Smorgasbord: a wide range of something; a variety
New Oxford American Dictionary
Scandinavians are known for their generous hospitality and smorgasbords–buffets ladened with a variety of delicious foods. Christianity in American has become much like one of these smorgasbords–a bit of something meant to please everyone.
The paragraphs below come from my daily devotionals and contain words of warning for us all. While many make resolutions for the New Year which then become quickly discarded, we would be wise to diligently seek out and remove the sin of syncretism from our midst. We teeter on the same cliff’s edge as the northern kingdom of Israel and may endure its fate if we do not change our ways.
The Great Commandment
One of the problems many people have with understanding the history of Israel, the northern kingdom, after its separation from Judah in Rehoboam’s day is their failure to understand Israel’s sin, syncretism. Syncretism means trying to combine things which are alien, such as Christianity and humanism.
Israel never formally renounced the worship of the Lord. In fact, to the last the nation believed that it was a covenant people worshipping God the Lord. In reality, what they had done was to absorb everything from Baalism that appealed to them, so that, in the name of the Lord, they were worshipping a god who was the creation of their imagination. Their idea of serving God was to absorb every religious idea which to them seemed attractive. Because they forgot that man as a sinner finds attractive things which cater to his sin, they failed to see that they were in fact creating a religion in their own fallen image rather than conforming themselves to the Lord. As a result, God sent them into captivity and destroyed the Kingdom. There was more hope for Judah, because Judah was usually either hot or cold, either strong in the faith or openly apostate. Our Lord makes clear His hatred of lukewarmness (Rev. 3:14ff.), and Israel was always lukewarm.

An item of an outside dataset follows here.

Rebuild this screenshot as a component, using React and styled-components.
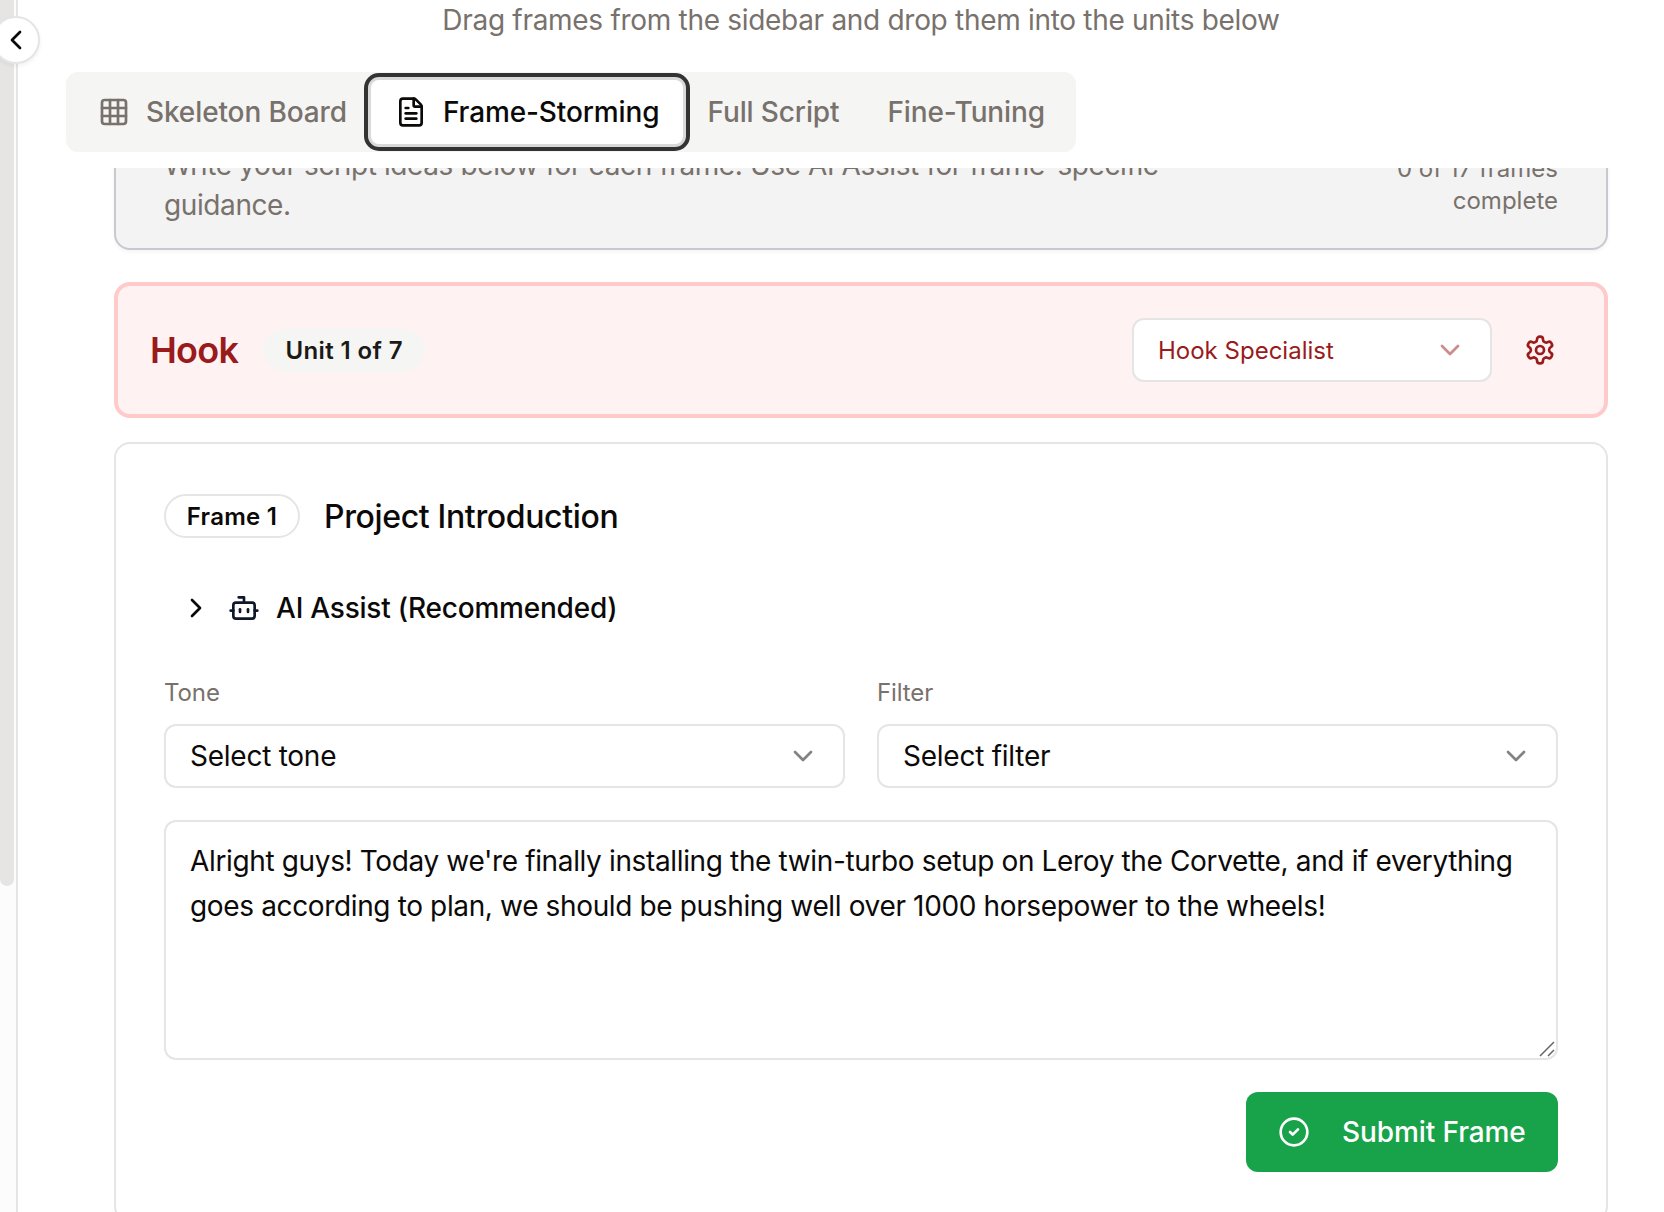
import React from "react";
import styled, { createGlobalStyle, css } from "styled-components";
import { ChevronLeft, ChevronRight, ChevronDown, Grid3x3, FileText, Bot, CircleCheck } from "lucide-react";

const Global = createGlobalStyle`
  *, *::before, *::after { box-sizing: border-box; }
  body { margin: 0; background: #fff; overflow: hidden; }
  button, textarea { font: inherit; color: inherit; letter-spacing: inherit; margin: 0; }
`;

const Page = styled.div`
  display: flex;
  width: 1664px;
  height: 1212px;
  overflow: hidden;
  font-family: Inter, "Liberation Sans", sans-serif;
  font-size: 28px;
  line-height: 40px;
  color: #0c0a09;
  background: #fff;
`;

const Sidebar = styled.aside`
  position: relative;
  flex: none;
  width: 18px;
  background: #fcfcfc;
  border-right: 2px solid #e5e5e5;
`;

const ScrollThumb = styled.div`
  width: 14px;
  height: 886px;
  background: #e7e5e4;
  border-radius: 0 0 7px 7px;
`;

const CollapseButton = styled.button`
  position: absolute;
  top: 16px;
  left: -8px;
  display: grid;
  place-items: center;
  width: 48px;
  height: 48px;
  padding: 0;
  border: 2px solid #e5e5e5;
  border-radius: 50%;
  background: #fff;
  box-shadow: 0 2px 4px rgba(0, 0, 0, 0.06);
`;

const Main = styled.main`
  flex: 1;
  min-width: 0;
  display: flex;
  flex-direction: column;
  padding: 0 8px 0 48px;
`;

const Hint = styled.p`
  margin: 0 0 32px;
  height: 40px;
  text-align: center;
  color: #78716c;
  letter-spacing: -0.3px;
`;

const TabList = styled.div`
  display: flex;
  align-self: flex-start;
  align-items: center;
  width: 1010px;
  height: 80px;
  padding: 8px;
  border-radius: 12px;
  background: #f5f5f4;
`;

const Tab = styled.button`
  display: flex;
  align-items: center;
  gap: 16px;
  height: 64px;
  padding: 0 24px;
  border: 0;
  border-radius: 8px;
  background: transparent;
  color: #78716c;
  font-weight: 500;
  letter-spacing: -0.12px;
  white-space: nowrap;
  ${(p) =>
    p.$active &&
    css`
      background: #fff;
      color: #0c0a09;
      box-shadow: 0 0 0 3px #d9d9d9, 0 0 0 7px #333;
    `}
`;

const ScrollArea = styled.div`
  flex: 1;
  min-height: 0;
  margin-top: 16px;
  padding: 0 48px;
  overflow: hidden;
`;

const Intro = styled.section`
  display: flex;
  justify-content: space-between;
  height: 208px;
  margin-top: -126px;
  padding: 101px 48px 0;
  border: 2px solid #c8c8d0;
  border-radius: 16px;
  background: #f3f3f3;
  box-shadow: 0 2px 4px rgba(0, 0, 0, 0.05);
  color: #78716c;
`;

const IntroText = styled.p`
  width: 1020px;
  margin: 0;
  letter-spacing: -0.4px;
`;

const Progress = styled.p`
  width: 180px;
  margin: 8px 0 0;
  font-size: 24px;
  line-height: 32px;
  text-align: right;
`;

const UnitHeader = styled.section`
  display: flex;
  align-items: center;
  height: 136px;
  margin-top: 32px;
  padding: 0 32px;
  border: 4px solid #fecaca;
  border-radius: 16px;
  background: #fef2f2;
  color: #991b1b;
`;

const UnitTitle = styled.h2`
  margin: 0 25px 0 0;
  font-size: 36px;
  font-weight: 600;
  line-height: 56px;
  letter-spacing: -0.75px;
`;

const Badge = styled.span`
  display: inline-flex;
  align-items: center;
  justify-content: center;
  width: ${(p) => p.$width}px;
  height: 44px;
  padding-top: 2px;
  border: 2px solid ${(p) => (p.$filled ? "transparent" : "#e5e5e5")};
  border-radius: 22px;
  background: ${(p) => (p.$filled ? "#f5f5f4" : "#fff")};
  color: ${(p) => (p.$filled ? "#1c1917" : "#0c0a09")};
  font-size: 24px;
  font-weight: 600;
  line-height: 32px;
  letter-spacing: ${(p) => (p.$filled ? 0.4 : 0.25)}px;
`;

const Select = styled.button`
  display: flex;
  align-items: center;
  justify-content: space-between;
  width: ${(p) => (p.$compact ? "360px" : "100%")};
  height: 64px;
  padding: 0 24px;
  border: 2px solid #e5e5e5;
  border-radius: 12px;
  background: #fff;
  font-size: ${(p) => (p.$compact ? 24 : 28)}px;
  letter-spacing: ${(p) => (p.$compact ? 0 : -0.25)}px;
  span { padding-top: ${(p) => (p.$compact ? 2 : 0)}px; }
  svg { opacity: 0.5; }
`;

const IconButton = styled.button`
  display: grid;
  place-items: center;
  width: 64px;
  height: 64px;
  padding: 0;
  border: 0;
  background: transparent;
`;

const UnitTools = styled.div`
  display: flex;
  gap: 16px;
  margin-left: auto;
`;

const FrameCard = styled.section`
  height: 780px;
  margin-top: 24px;
  padding: 50px 48px 48px;
  border: 2px solid #e4e4e9;
  border-radius: 16px;
  background: #fff;
`;

const FrameHead = styled.div`
  display: flex;
  align-items: center;
  gap: 24px;
  height: 44px;
`;

const FrameTitle = styled.h3`
  margin: 0;
  padding-top: 2px;
  font-size: 32px;
  font-weight: 500;
  line-height: 44px;
  letter-spacing: -0.35px;
`;

const Assist = styled.button`
  display: flex;
  align-items: center;
  height: 64px;
  margin-top: 38px;
  padding: 0 16px;
  border: 0;
  background: transparent;
  font-weight: 500;
  letter-spacing: -0.22px;
  svg { margin-right: 16px; }
`;

const Fields = styled.div`
  display: grid;
  grid-template-columns: 1fr 1fr;
  gap: 32px;
  margin-top: 36px;
`;

const Label = styled.label`
  display: block;
  padding-top: 1px;
  margin-bottom: 15px;
  font-size: 24px;
  line-height: 32px;
  color: #78716c;
  letter-spacing: -0.1px;
`;

const DraftBox = styled.div`
  position: relative;
  margin-top: 32px;
`;

const Draft = styled.textarea`
  display: block;
  width: 100%;
  height: 240px;
  padding: 17px 23px 17px 24px;
  border: 2px solid #e5e5e5;
  border-radius: 12px;
  background: #fff;
  line-height: 45px;
  letter-spacing: -0.36px;
  outline: none;
  resize: none;
`;

const Grip = styled.svg`
  position: absolute;
  right: 2px;
  bottom: 2px;
`;

const Actions = styled.div`
  display: flex;
  justify-content: flex-end;
  margin-top: 32px;
`;

const Submit = styled.button`
  display: flex;
  align-items: center;
  gap: 32px;
  width: 312px;
  height: 80px;
  padding: 0 32px;
  border: 0;
  border-radius: 12px;
  background: #18a34a;
  color: #fff;
  font-weight: 500;
  letter-spacing: -0.1px;
  white-space: nowrap;
`;

const draft =
  "Alright guys! Today we're finally installing the twin-turbo setup on Leroy the Corvette, and if everything goes according to plan, we should be pushing well over 1000 horsepower to the wheels!";

function Gear() {
  return (
    <svg width="32" height="32" viewBox="0 0 24 24" fill="none" stroke="currentColor" strokeWidth="2" strokeLinecap="round" strokeLinejoin="round">
      <path d="M12.22 2h-.44a2 2 0 0 0-2 2v.18a2 2 0 0 1-1 1.73l-.43.25a2 2 0 0 1-2 0l-.15-.08a2 2 0 0 0-2.73.73l-.22.38a2 2 0 0 0 .73 2.73l.15.1a2 2 0 0 1 1 1.72v.51a2 2 0 0 1-1 1.74l-.15.09a2 2 0 0 0-.73 2.73l.22.38a2 2 0 0 0 2.73.73l.15-.08a2 2 0 0 1 2 0l.43.25a2 2 0 0 1 1 1.73V20a2 2 0 0 0 2 2h.44a2 2 0 0 0 2-2v-.18a2 2 0 0 1 1-1.73l.43-.25a2 2 0 0 1 2 0l.15.08a2 2 0 0 0 2.73-.73l.22-.39a2 2 0 0 0-.73-2.73l-.15-.08a2 2 0 0 1-1-1.74v-.5a2 2 0 0 1 1-1.74l.15-.09a2 2 0 0 0 .73-2.73l-.22-.38a2 2 0 0 0-2.73-.73l-.15.08a2 2 0 0 1-2 0l-.43-.25a2 2 0 0 1-1-1.73V4a2 2 0 0 0-2-2z" />
      <circle cx="12" cy="12" r="3" />
    </svg>
  );
}

function Field({ label, value }) {
  return (
    <div>
      <Label>{label}</Label>
      <Select>
        <span>{value}</span>
        <ChevronDown size={32} />
      </Select>
    </div>
  );
}

export default function App() {
  return (
    <Page>
      <Global />
      <Sidebar>
        <ScrollThumb />
        <CollapseButton>
          <ChevronLeft size={32} />
        </CollapseButton>
      </Sidebar>
      <Main>
        <Hint>Drag frames from the sidebar and drop them into the units below</Hint>
        <TabList>
          <Tab>
            <Grid3x3 size={32} />
            Skeleton Board
          </Tab>
          <Tab $active>
            <FileText size={32} />
            Frame-Storming
          </Tab>
          <Tab>Full Script</Tab>
          <Tab>Fine-Tuning</Tab>
        </TabList>
        <ScrollArea>
          <Intro>
            <IntroText>
              Write your script ideas below for each frame. Use AI Assist for frame-specific guidance.
            </IntroText>
            <Progress>0 of 17 frames complete</Progress>
          </Intro>
          <UnitHeader>
            <UnitTitle>Hook</UnitTitle>
            <Badge $filled $width={162}>Unit 1 of 7</Badge>
            <UnitTools>
              <Select $compact>
                <span>Hook Specialist</span>
                <ChevronDown size={32} />
              </Select>
              <IconButton>
                <Gear />
              </IconButton>
            </UnitTools>
          </UnitHeader>
          <FrameCard>
            <FrameHead>
              <Badge $width={136}>Frame 1</Badge>
              <FrameTitle>Project Introduction</FrameTitle>
            </FrameHead>
            <Assist>
              <ChevronRight size={32} />
              <Bot size={32} color="#0f172a" />
              AI Assist (Recommended)
            </Assist>
            <Fields>
              <Field label="Tone" value="Select tone" />
              <Field label="Filter" value="Select filter" />
            </Fields>
            <DraftBox>
              <Draft defaultValue={draft} spellCheck={false} />
              <Grip width="18" height="18" viewBox="0 0 18 18" fill="none" stroke="#666" strokeWidth="1.5">
                <path d="M2 16 16 2M10 16l6-6" />
              </Grip>
            </DraftBox>
            <Actions>
              <Submit>
                <CircleCheck size={32} />
                Submit Frame
              </Submit>
            </Actions>
          </FrameCard>
        </ScrollArea>
      </Main>
    </Page>
  );
}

The churches today are very much like old Israel, syncretistic. Too often, we get, not Christianity from the pulpit, but a smorgasbord of assorted religious ideas. All this adds up to the word of man, not the Word of God. “The word of truth” (Ephesians 1:13) cannot be diluted without ceasing to be the truth.
I once met a very pleasant man, whose pleasantness soon began to look suspiciously empty. What does he stand for?” I asked someone who knew him well. The answer was briefly put: “For everything, and for nothing.” That answer sums up what syncretism leads to: it stands for nothing. Our Lord tells us that the first and great commandment is to love the Lord our God with all our heart, soul, and mind, with all our being (Matthew 22:36-38). No syncretist can keep that law.